Part 5

247 23 1
                                    

Cahaya matahari dengan tajam masuk ke kamar hotel melalui horden yang dibuka lebar, aku mengerjap beberapa kali untuk mengumpulkan kesadaran sebelum semuanya menjadi jelas. Ranjang milik Rafaella telah dirapikan, seingatku tadi malam gadis itu memang telah tertidur pulas saat kedatanganku. Aku penasaran dan melirik jam di ponselku, sudah jam sepuluh pagi. Ada banyak pesan bertumpuk yang masuk, juga panggilan tak terjawab dari Jordi. Rafaella memberi tahuku kalau ia memiliki keperluan mendesak di rumah orang tuanya sebentar, sehingga ia harus meninggalkanku. Sedangkan isi pesan Jordi memintaku untuk mengangkat telponnya. Aku menekan nomor Jordi lalu menunggu pria itu mengangkat telponnya. Sial... maksudku dia mungkin sedang sibuk sekarang, panggilanku dialihkan ke pesan suara.

" Halo Jordi. Aku tahu kau pasti sedang sibuk sekarang. Maafkan aku membuatmu khawatir tadi malam."

" Aku tahu tidak seharusnya pergi begitu saja.  Maafkan aku ya."

" Uhmm... aku baik-baik saja. Sekarang aku ada di Rio bersama Rafaella. jangan terlalu mencemaskan aku."

" Kita perlu bicara, walau bukan sekarang. Aku akan mencoba mengerti keadaanmu disana dan memang sepertinya kita tidak harus bertemu dulu untuk sementara waktu."

" Fokuslah pada pertandingan, aku akan baik-baik saja."

" Tuhan masih memberimu kesempatan untuk memperbaiki segalanya."

" Sampai jumpa di Porto Alegre. Aku akan menemui Anna di sana dan menunggu kemenangan kalian."

" Aku mencintaimu Jordi."

Aku menutup telpon dengan berat. Benarkah ada penyesalan dibalik kata-kataku itu ?. aku tidak akan munafik, memang aku kecewa karena kenyataannya Ella tetaplah sendirian di sini, itu sama saja dengan keadaanku di Spanyol jika aku tidak ikut. Padahal niatku semula pergi ke Brasil adalah untuk tetap dekat dengan Jordi.

Setelah sarapan di hotel aku memutuskan untuk berjalan-jalan di sekitar Rio. Mengenakan celana otto dengan T-shirt putih bertuliskan I love Brasil pada bagian depannya aku siap memulai penjelajahan di Negara ini.
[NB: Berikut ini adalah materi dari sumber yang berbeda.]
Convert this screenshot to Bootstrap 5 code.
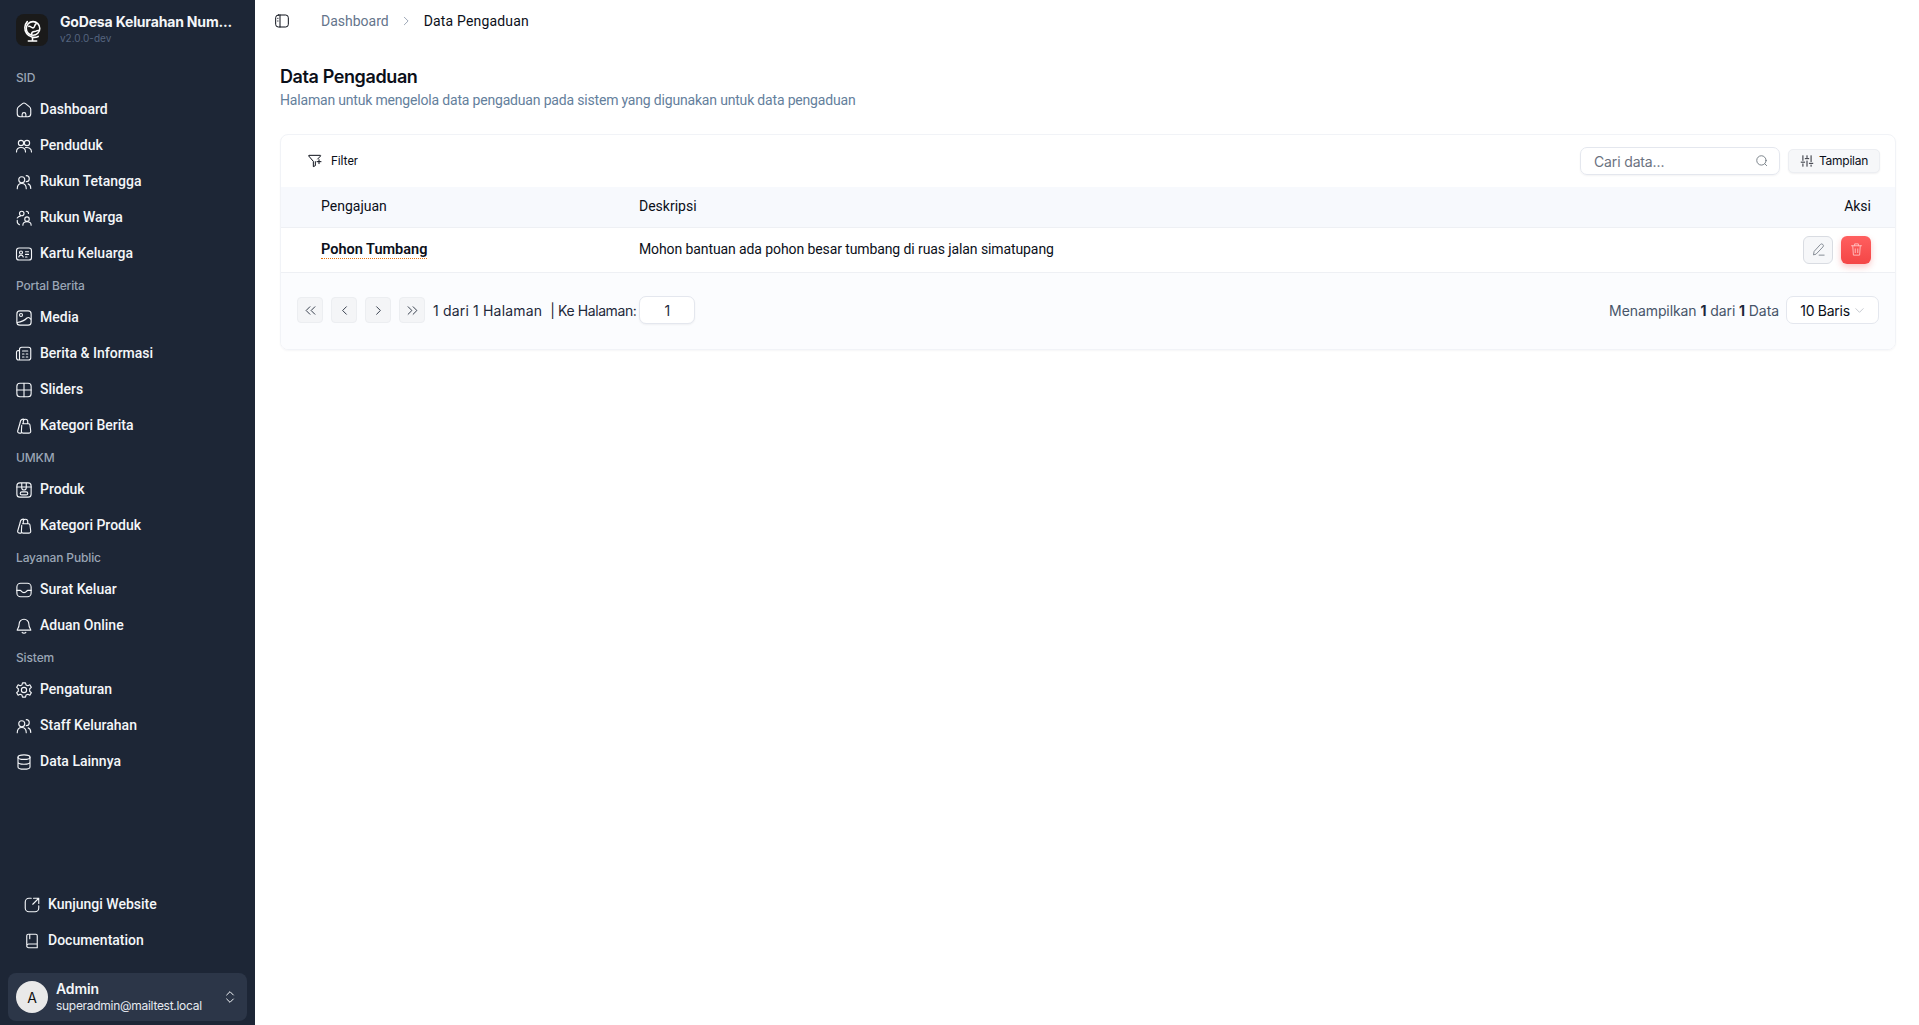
<!DOCTYPE html>
<html lang="id"><head><meta charset="utf-8"><title>Data Pengaduan</title>
<link href="https://cdn.jsdelivr.net/npm/bootstrap@5.3.0/dist/css/bootstrap.min.css" rel="stylesheet">
<style>
html,body{height:100%;overflow:hidden}
body{font-family:Roboto,"Liberation Sans",sans-serif;font-size:14px;color:#0b0f19;background:#fff}
svg{fill:none;stroke:currentColor;stroke-width:1.5;stroke-linecap:round;stroke-linejoin:round;flex:none}
.shell{height:1025px}
.side{width:255px;background:#1d2636;color:#f4f6f9;flex:none}
.brand{height:60px;padding:14px 16px 0;gap:12px}
.logo{width:32px;height:32px;border-radius:8px;background:#1a1a1a}
.brand-name{font-family:Inter,sans-serif;letter-spacing:-.012em;font-size:14px;font-weight:700;line-height:17px;white-space:nowrap;margin-top:-1px}
.brand-ver{font-size:10px;line-height:12px;color:#55647f;margin-top:2px;font-family:Inter,sans-serif}
.grp{font-family:Inter,sans-serif;font-size:12px;font-weight:500;line-height:16px;color:#9aa5b5;padding-left:16px;height:16px;letter-spacing:-.012em}
.grp-first{margin-top:10px}
.itm{height:36px;padding:1px 0 0 15px;gap:7px;color:#f4f6f9;font-weight:500;text-decoration:none;font-size:14px}
.itm svg{width:18px;height:18px}
.list-a{margin-top:5px;margin-bottom:7px}
.foot-wrap{margin-top:auto;position:relative;top:-1px}
.foot-itm{padding-left:23px;gap:7px}
.ucard{margin:14px 8px 4px;height:48px;background:#2c3648;border-radius:8px;padding:0 9px 0 8px;gap:8px;position:relative;top:1px}
.ava{width:32px;height:32px;border-radius:50%;background:#e9e9e9;color:#111;font-size:14px;font-family:Inter,sans-serif}
.uname{font-size:14px;font-weight:600;line-height:17px;font-family:Inter,sans-serif;letter-spacing:-.01em}
.umail{font-size:12px;line-height:16px;color:#e6eaf0;margin-top:1px;font-family:Inter,sans-serif;letter-spacing:-.024em}
.topbar{height:42px;padding-left:19px;color:#0b0f19}
.crumb-mute{color:#64748b;margin-left:31px}
.crumb-sep{color:#64748b;margin:0 13px 0 12px}
.crumb-now{letter-spacing:.012em}
.page-head{padding:23px 25px 0}
.page-title{font-family:Inter,sans-serif;letter-spacing:-.022em;font-size:18px;font-weight:600;line-height:24px;margin:0;color:#0b0f19}
.page-sub{color:#64809c;line-height:20px;margin:0;padding-top:1px;letter-spacing:-.013em}
.panel{margin:24px 23px 0 25px;height:216px;border:1px solid #f1f3f7;border-radius:8px;overflow:hidden;box-shadow:0 1px 2px rgba(15,23,42,.04)}
.tools{height:52px;padding:0 15px 0 26px}
.filter-b{font-size:12px;gap:8px}
.search{font-family:Inter,sans-serif;width:200px;height:28px;border:1px solid #e4e7ee;border-radius:7px;padding:0 10px 0 13px;color:#6b7280;font-size:14px;margin-right:8px;letter-spacing:-.01em;box-shadow:0 1px 2px rgba(15,23,42,.05)}
.tampil{height:24px;width:92px;background:#f6f7f9;border:1px solid #eceef2;border-radius:5px;font-size:12px;gap:5px;box-shadow:0 1px 2px rgba(15,23,42,.06);font-family:Inter,sans-serif;letter-spacing:-.02em}
.tbl{margin:0;--bs-table-bg:transparent}
.tbl th,.tbl td{font-weight:400;padding:0;vertical-align:middle;border-color:#eef0f4;color:#0b0f19}
.tbl thead tr{background:#f7f9fd;height:40px}
.tbl tbody tr{height:45px}
.c1{padding-left:40px!important;width:358px}
.c2-txt{letter-spacing:-.007em}
.c3{padding-right:24px!important}
.ttl-link{font-weight:600;border-bottom:1px dotted #e8710a;line-height:16px;display:inline-block;font-size:14.5px}
.sq{width:30px;height:28px;border-radius:6px}
.sq-edit{background:#f6f7f9;border:1px solid #d9dce2;color:#808690}
.sq-del{background:linear-gradient(#ff5f5f,#f44646);color:#ffc0c0;box-shadow:0 3px 6px rgba(240,70,70,.3)}
.sq svg{width:15px;height:15px}
.pager{height:77px;background:#fbfcfe;padding:0 16px 2px 16px;color:#1e293b;font-family:Inter,sans-serif}
.pg{width:26px;height:26px;background:#f4f5f7;border:1px solid #eceef1;border-radius:4px;color:#2b3342}
.pg svg{width:15px;height:15px}
.pgs{gap:8px}
.goto{width:56px;height:28px;background:#fff;border:1px solid #e4e7ee;border-radius:7px;box-shadow:0 1px 2px rgba(15,23,42,.05);margin-left:3px}
.hal{letter-spacing:.012em}
.hal-b{letter-spacing:-.03em}
.info-r{color:#475569;margin-right:7px;letter-spacing:-.006em}
.info-r b{color:#1e293b;font-weight:700}
.sel{width:93px;height:28px;background:#fff;border:1px solid #e4e7ee;border-radius:7px;color:#0b0f19;gap:4px;letter-spacing:-.02em}
.sel svg{width:11px;height:11px;color:#a0a6b0;stroke-width:1.3}
</style></head><body>
<div class="shell d-flex">
<aside class="side d-flex flex-column">
 <div class="brand d-flex">
  <div class="logo d-flex align-items-center justify-content-center text-white"><svg width="25" height="25" viewBox="0 0 24 24"><circle cx="12.500" cy="10" r="6.500"/><path d="M7 3.500a9 9 0 0 0 10.500 14.200M12 19v3M8 22h8M8.500 8c2-.5 2 1.500 4 1.500s1-3 3-4M11 16c0-2 1-3 3-3s2-1.500 4-1"/></svg></div>
  <div><div class="brand-name">GoDesa Kelurahan Num...</div><div class="brand-ver">v2.0.0-dev</div></div>
 </div>
 <div class="grp grp-first">SID</div>
 <div class="list-a">
  <a class="itm d-flex align-items-center"><svg viewBox="0 0 24 24"><path d="M3 11c0-1.500.8-2.500 2-3.500l5-4c1.200-1 2.800-1 4 0l5 4c1.200 1 2 2 2 3.500v6a4 4 0 0 1-4 4H7a4 4 0 0 1-4-4zM9.500 21v-3a2.500 2.500 0 0 1 5 0v3"/></svg>Dashboard</a>
  <a class="itm d-flex align-items-center"><svg viewBox="0 0 24 24"><circle cx="8" cy="8" r="3.500"/><circle cx="16" cy="8" r="3.500"/><path d="M2 20c0-4 2.500-6 6-6s6 2 6 6M14 14.200c4-.8 8 1.300 8 5.800"/></svg>Penduduk</a>
  <a class="itm d-flex align-items-center"><svg viewBox="0 0 24 24"><circle cx="9" cy="9" r="4"/><path d="M3 21c0-4.500 2.500-7 6-7s6 2.500 6 7M15 3.500a4 4 0 0 1 0 8M17.500 14.500c2.500.8 3.500 3 3.500 6"/></svg>Rukun Tetangga</a>
  <a class="itm d-flex align-items-center"><svg viewBox="0 0 24 24"><circle cx="9" cy="6" r="3"/><path d="M3 12a6 6 0 0 1 4-2.500M3 15v1a5 5 0 0 0 3 5M15 3a3 3 0 0 1 3 3"/><circle cx="16" cy="13.500" r="3"/><path d="M10.500 21.500c0-3 2-4.500 5.500-4.500s5.500 1.500 5.500 4.500"/></svg>Rukun Warga</a>
  <a class="itm d-flex align-items-center"><svg viewBox="0 0 24 24"><rect x="2" y="4" width="20" height="16" rx="3.500"/><circle cx="8" cy="10" r="2"/><path d="M5 16c.5-2 1.500-2.500 3-2.500s2.500.5 3 2.500M14 9h4M14 12.500h4M14 16h2"/></svg>Kartu Keluarga</a>
 </div>
 <div class="grp">Portal Berita</div>
 <div class="list-a">
  <a class="itm d-flex align-items-center"><svg viewBox="0 0 24 24"><rect x="2.500" y="2.500" width="19" height="19" rx="4"/><circle cx="8" cy="8" r="2"/><path d="M3 18c6-1 11-4 13-6 2-1.500 4 0 5 1.500"/></svg>Media</a>
  <a class="itm d-flex align-items-center"><svg viewBox="0 0 24 24"><path d="M6 19V6a3 3 0 0 1 3-3h9a3 3 0 0 1 3 3v11a3 3 0 0 1-3 3H5a3 3 0 0 1-3-3V9.500A2 2 0 0 1 4 7.500h2M10 8h7M10 12h2M15 12h2M10 16h2M15 16h2"/></svg>Berita &amp; Informasi</a>
  <a class="itm d-flex align-items-center"><svg viewBox="0 0 24 24"><rect x="2.500" y="3" width="19" height="18" rx="4"/><path d="M12 3v18M2.500 12h19"/></svg>Sliders</a>
  <a class="itm d-flex align-items-center"><svg viewBox="0 0 24 24"><path d="M10 9h8a2 2 0 0 1 2 2l1 8a2.500 2.500 0 0 1-2.500 2.500H11A2.500 2.500 0 0 1 8.500 19L9 11M11 9V6a3 3 0 0 1 6 0v3M8 21.500H6A2.500 2.500 0 0 1 3.500 19L7 7a4 4 0 0 1 5-4"/></svg>Kategori Berita</a>
 </div>
 <div class="grp">UMKM</div>
 <div class="list-a">
  <a class="itm d-flex align-items-center"><svg viewBox="0 0 24 24"><rect x="2.500" y="2.500" width="19" height="19" rx="4"/><path d="M2.500 8h19M9 3v6a3 3 0 0 0 6 0V3"/><rect x="7" y="14.500" width="10" height="4" rx="2"/></svg>Produk</a>
  <a class="itm d-flex align-items-center"><svg viewBox="0 0 24 24"><path d="M10 9h8a2 2 0 0 1 2 2l1 8a2.500 2.500 0 0 1-2.500 2.500H11A2.500 2.500 0 0 1 8.500 19L9 11M11 9V6a3 3 0 0 1 6 0v3M8 21.500H6A2.500 2.500 0 0 1 3.500 19L7 7a4 4 0 0 1 5-4"/></svg>Kategori Produk</a>
 </div>
 <div class="grp">Layanan Public</div>
 <div class="list-a">
  <a class="itm d-flex align-items-center"><svg viewBox="0 0 24 24"><rect x="2.500" y="3" width="19" height="18" rx="5"/><path d="M2.500 12.500H7c1.500 0 1.500 3 5 3s3.500-3 5-3h4.500"/></svg>Surat Keluar</a>
  <a class="itm d-flex align-items-center"><svg viewBox="0 0 24 24"><path d="M12 3a6.500 6.500 0 0 0-6.500 6.500c0 5-2.500 6-2.500 8h18c0-2-2.500-3-2.500-8A6.500 6.500 0 0 0 12 3zM9.500 20.500c1 1.300 4 1.300 5 0"/></svg>Aduan Online</a>
 </div>
 <div class="grp">Sistem</div>
 <div class="list-a">
  <a class="itm d-flex align-items-center"><svg viewBox="0 0 24 24"><circle cx="12" cy="12" r="3.500"/><path d="M10 2.500h4l.7 2.800 2.500 1.100 2.600-1.300 2 3.400-2.200 1.900v3.200l2.200 1.900-2 3.400-2.600-1.300-2.500 1.100-.7 2.800h-4l-.7-2.800-2.500-1.100-2.600 1.300-2-3.400 2.200-1.900v-3.200L2.200 8.500l2-3.400 2.600 1.300 2.500-1.100z"/></svg>Pengaturan</a>
  <a class="itm d-flex align-items-center"><svg viewBox="0 0 24 24"><circle cx="9" cy="9" r="4"/><path d="M3 21c0-4.500 2.500-7 6-7s6 2.500 6 7M15 3.500a4 4 0 0 1 0 8M17.500 14.500c2.500.8 3.500 3 3.500 6"/></svg>Staff Kelurahan</a>
  <a class="itm d-flex align-items-center"><svg viewBox="0 0 24 24"><ellipse cx="12" cy="5.500" rx="8" ry="3"/><path d="M4 5.500v13c0 1.700 3.600 3 8 3s8-1.300 8-3v-13M4 12c0 1.700 3.600 3 8 3s8-1.300 8-3"/></svg>Data Lainnya</a>
 </div>
 <div class="foot-wrap">
  <a class="itm foot-itm d-flex align-items-center"><svg viewBox="0 0 24 24"><path d="M11 3H8a5 5 0 0 0-5 5v8a5 5 0 0 0 5 5h8a5 5 0 0 0 5-5v-3M14 3h7v7M21 3l-8 8"/></svg>Kunjungi Website</a>
  <a class="itm foot-itm d-flex align-items-center"><svg viewBox="0 0 24 24"><path d="M5 17V5a2 2 0 0 1 2-2h10a2 2 0 0 1 2 2v12M5 18.500A2.500 2.500 0 0 1 7.500 16H19v5H7.500A2.500 2.500 0 0 1 5 18.500zM9 3v6"/></svg>Documentation</a>
  <div class="ucard d-flex align-items-center">
   <div class="ava d-flex align-items-center justify-content-center flex-none">A</div>
   <div class="flex-grow-1"><div class="uname">Admin</div><div class="umail">superadmin@mailtest.local</div></div>
   <svg width="16" height="16" viewBox="0 0 24 24" stroke-width="2"><path d="m7 9 5-5 5 5M7 15l5 5 5-5"/></svg>
  </div>
 </div>
</aside>
<main class="flex-grow-1 d-flex flex-column" style="min-width:0">
 <div class="topbar d-flex align-items-center">
  <svg width="16" height="16" viewBox="0 0 24 24"><rect x="2.500" y="3" width="19" height="18" rx="4"/><path d="M9 3v18M5.500 8h.5M5.500 12h.5"/></svg>
  <span class="crumb-mute">Dashboard</span>
  <svg class="crumb-sep" width="10" height="10" viewBox="0 0 24 24" stroke-width="2.500"><path d="m8 3 9 9-9 9"/></svg>
  <span class="crumb-now">Data Pengaduan</span>
 </div>
 <div class="page-head"><h1 class="page-title">Data Pengaduan</h1><p class="page-sub">Halaman untuk mengelola data pengaduan pada sistem yang digunakan untuk data pengaduan</p></div>
 <div class="panel">
  <div class="tools d-flex align-items-center">
   <div class="filter-b d-flex align-items-center"><svg width="16" height="16" viewBox="0 0 24 24"><path d="M16 9l4.400-4.500c.4-.4.100-1-.4-1H3c-.5 0-.8.6-.4 1l6.900 8v8l3-1.500V13M18 10v6M15 13h6"/></svg>Filter</div>
   <div class="search d-flex align-items-center justify-content-between ms-auto">Cari data...<svg width="14" height="14" viewBox="0 0 24 24" class="text-secondary"><circle cx="11" cy="11" r="8"/><path d="m20 20-3-3"/></svg></div>
   <div class="tampil d-flex align-items-center justify-content-center"><svg width="14" height="14" viewBox="0 0 24 24"><path d="M5 3v8M5 17v4M12 3v3M12 12v9M19 3v10M19 19v2M2 14h6M9 8h6M16 16h6"/></svg>Tampilan</div>
  </div>
  <table class="table tbl">
   <thead><tr><th class="c1">Pengajuan</th><th>Deskripsi</th><th class="c3 text-end">Aksi</th></tr></thead>
   <tbody><tr><td class="c1"><span class="ttl-link">Pohon Tumbang</span></td><td class="c2-txt">Mohon bantuan ada pohon besar tumbang di ruas jalan simatupang</td><td class="c3"><div class="d-flex justify-content-end gap-2">
    <div class="sq sq-edit d-flex align-items-center justify-content-center"><svg viewBox="0 0 24 24"><path d="M4 20l1-5L15 4a2.500 2.500 0 0 1 4 4L8.500 19zM13 21h8"/></svg></div>
    <div class="sq sq-del d-flex align-items-center justify-content-center"><svg viewBox="0 0 24 24"><path d="M4 6h16M9 6V3h6v3M6 6l1 15h10l1-15M10 11v6M14 11v6"/></svg></div>
   </div></td></tr></tbody>
  </table>
  <div class="pager d-flex align-items-center">
   <div class="d-flex pgs align-items-center">
    <div class="pg d-flex align-items-center justify-content-center"><svg viewBox="0 0 24 24"><path d="m11 6-6 6 6 6M19 6l-6 6 6 6"/></svg></div>
    <div class="pg d-flex align-items-center justify-content-center"><svg viewBox="0 0 24 24"><path d="m15 6-6 6 6 6"/></svg></div>
    <div class="pg d-flex align-items-center justify-content-center"><svg viewBox="0 0 24 24"><path d="m9 6 6 6-6 6"/></svg></div>
    <div class="pg d-flex align-items-center justify-content-center"><svg viewBox="0 0 24 24"><path d="m5 6 6 6-6 6M13 6l6 6-6 6"/></svg></div>
    <span><span class="hal">1 dari 1 Halaman &nbsp;</span><span class="hal-b">| Ke Halaman:</span></span>
   </div>
   <div class="goto d-flex align-items-center justify-content-center">1</div>
   <div class="info-r ms-auto">Menampilkan <b>1</b> dari <b>1</b> Data</div>
   <div class="sel d-flex align-items-center justify-content-center">10 Baris<svg viewBox="0 0 24 24"><path d="m4 8 8 8 8-8"/></svg></div>
  </div>
 </div>
</main>
</div>
<script src="https://cdn.jsdelivr.net/npm/bootstrap@5.3.0/dist/js/bootstrap.bundle.min.js"></script>
</body></html>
Sayang sekali hotel di sini tak menyediakan sepeda motor seperti yang pernah ku naiki di Salvador kemarin. Di banding dengan naik mobil, aku lebih memilih untuk berjalan kaki. Alasannya sederhana, agar lebih leluasa melihat pemandangan kota.

 Aku melangkahkan kaki menyusuri jalan yang pernah kulewati menuju salon milik Bella, namun kali ini aku melewati tempat itu untuk menuju ke arah pantai. Cuaca cerah dan berangin membuat rambut panjangku dengan bebas beterbangan karena aku sengaja tak mengikatnya. Jalanan menanjak dengan aspal batu membuatku teringat akan Barcelona, toko dan restoran berjejer menawarkan dagangan mereka dan bahkan ada yang mencantumkan papan diskon di sana.

Tak jauh dari tempatku sekarang, suara musik latin yang sedikit familiar ditelingaku tengah mengalun dengan indah. Beberapa orang berkerumun pada sumber suara, rasa penasaran membawaku mendekat dan tebak apa yang kutemukan. Seorang seniman jalanan dengan lincah memainkan boneka kayu kecil yang terhubung dengan benang-benang panjang, di depan boneka itu ada sebuah kaleng yang digunakan sebagai tempat uang bagi yang bersedia memberikannya. Si seniman membuat bonekanya menari seirama dengan alunan musik yang diputar pada sebuah tape tua yang terbuat dari kayu. Aku melempar dua koin ke dalam kaleng itu dan si seniman tersenyum kepadaku.

 Keluar dari kerumunan kulanjutkan  langkah kaki mengikuti hembusan angin yang semakin kencang, menandakan pantai sudah sangat dekat dari tempatku. Bersamaan dengan itu, hidungku mencium sesuatu yang menggiurkan entah dari mana, aroma keju yang kuat berpadu dengan gula yang dipanggang mengingatkanku pada masakan Nyonya Mierda. Aku yakin sekali aroma itu berasal dari sebuah toko roti kecil yang terapit antara toko souvenir dan sebuah restoran. Beraneka ragam roti dipajang dibalik sebuah lemari kaca, membuat perutku terasa lapar kembali. Di sana juga dicantumkan setiap harga roti-roti tersebut.